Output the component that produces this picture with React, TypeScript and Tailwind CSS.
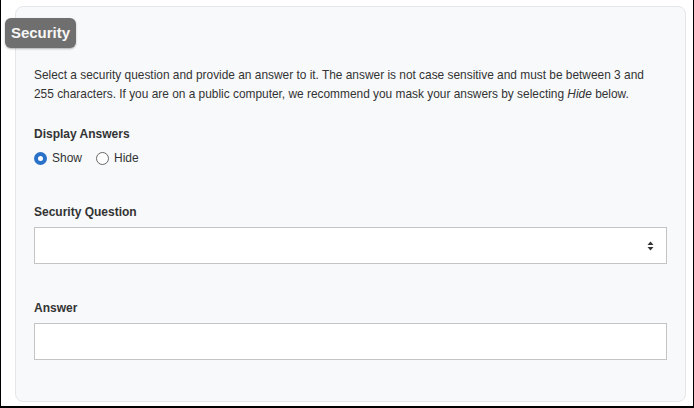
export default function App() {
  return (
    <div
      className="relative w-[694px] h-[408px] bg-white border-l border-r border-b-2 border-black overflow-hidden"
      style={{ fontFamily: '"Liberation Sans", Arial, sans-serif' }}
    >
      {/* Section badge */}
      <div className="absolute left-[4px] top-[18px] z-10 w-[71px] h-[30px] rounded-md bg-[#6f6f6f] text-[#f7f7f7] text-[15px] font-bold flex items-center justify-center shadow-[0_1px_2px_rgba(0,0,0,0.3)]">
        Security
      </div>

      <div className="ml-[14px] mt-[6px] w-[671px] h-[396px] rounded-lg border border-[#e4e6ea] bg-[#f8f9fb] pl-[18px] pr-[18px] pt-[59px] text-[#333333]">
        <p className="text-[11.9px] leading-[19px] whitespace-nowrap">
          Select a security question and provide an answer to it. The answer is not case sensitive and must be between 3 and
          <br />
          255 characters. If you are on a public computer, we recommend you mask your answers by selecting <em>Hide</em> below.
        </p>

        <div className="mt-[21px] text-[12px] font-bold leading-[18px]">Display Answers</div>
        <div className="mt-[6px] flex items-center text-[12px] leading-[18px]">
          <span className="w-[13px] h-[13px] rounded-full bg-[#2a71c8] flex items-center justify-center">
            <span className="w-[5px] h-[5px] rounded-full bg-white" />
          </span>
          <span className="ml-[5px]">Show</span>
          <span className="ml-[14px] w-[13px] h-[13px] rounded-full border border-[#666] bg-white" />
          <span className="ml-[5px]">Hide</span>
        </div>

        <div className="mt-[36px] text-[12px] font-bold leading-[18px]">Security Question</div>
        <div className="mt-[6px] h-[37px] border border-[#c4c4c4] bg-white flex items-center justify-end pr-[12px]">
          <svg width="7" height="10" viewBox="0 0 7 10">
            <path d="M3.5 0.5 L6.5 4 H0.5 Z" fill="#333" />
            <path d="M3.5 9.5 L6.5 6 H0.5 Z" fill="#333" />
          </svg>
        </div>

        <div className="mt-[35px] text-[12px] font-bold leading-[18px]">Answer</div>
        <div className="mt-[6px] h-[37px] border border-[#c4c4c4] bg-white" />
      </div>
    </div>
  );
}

====

Omit the pictures, then output the rest of the listing exactly.

Output the component that produces this picture with React, TypeScript and Tailwind CSS.
export default function App() {
  return (
    <div
      className="relative w-[694px] h-[408px] bg-white border-l border-r border-b-2 border-black overflow-hidden"
      style={{ fontFamily: '"Liberation Sans", Arial, sans-serif' }}
    >
      {/* Section badge */}
      <div className="absolute left-[4px] top-[18px] z-10 w-[71px] h-[30px] rounded-md bg-[#6f6f6f] text-[#f7f7f7] text-[15px] font-bold flex items-center justify-center shadow-[0_1px_2px_rgba(0,0,0,0.3)]">
        Security
      </div>

      <div className="ml-[14px] mt-[6px] w-[671px] h-[396px] rounded-lg border border-[#e4e6ea] bg-[#f8f9fb] pl-[18px] pr-[18px] pt-[59px] text-[#333333]">
        <p className="text-[11.9px] leading-[19px] whitespace-nowrap">
          Select a security question and provide an answer to it. The answer is not case sensitive and must be between 3 and
          <br />
          255 characters. If you are on a public computer, we recommend you mask your answers by selecting <em>Hide</em> below.
        </p>

        <div className="mt-[21px] text-[12px] font-bold leading-[18px]">Display Answers</div>
        <div className="mt-[6px] flex items-center text-[12px] leading-[18px]">
          <span className="w-[13px] h-[13px] rounded-full bg-[#2a71c8] flex items-center justify-center">
            <span className="w-[5px] h-[5px] rounded-full bg-white" />
          </span>
          <span className="ml-[5px]">Show</span>
          <span className="ml-[14px] w-[13px] h-[13px] rounded-full border border-[#666] bg-white" />
          <span className="ml-[5px]">Hide</span>
        </div>

        <div className="mt-[36px] text-[12px] font-bold leading-[18px]">Security Question</div>
        <div className="mt-[6px] h-[37px] border border-[#c4c4c4] bg-white flex items-center justify-end pr-[12px]">
          <svg width="7" height="10" viewBox="0 0 7 10">
            <path d="M3.5 0.5 L6.5 4 H0.5 Z" fill="#333" />
            <path d="M3.5 9.5 L6.5 6 H0.5 Z" fill="#333" />
          </svg>
        </div>

        <div className="mt-[35px] text-[12px] font-bold leading-[18px]">Answer</div>
        <div className="mt-[6px] h-[37px] border border-[#c4c4c4] bg-white" />
      </div>
    </div>
  );
}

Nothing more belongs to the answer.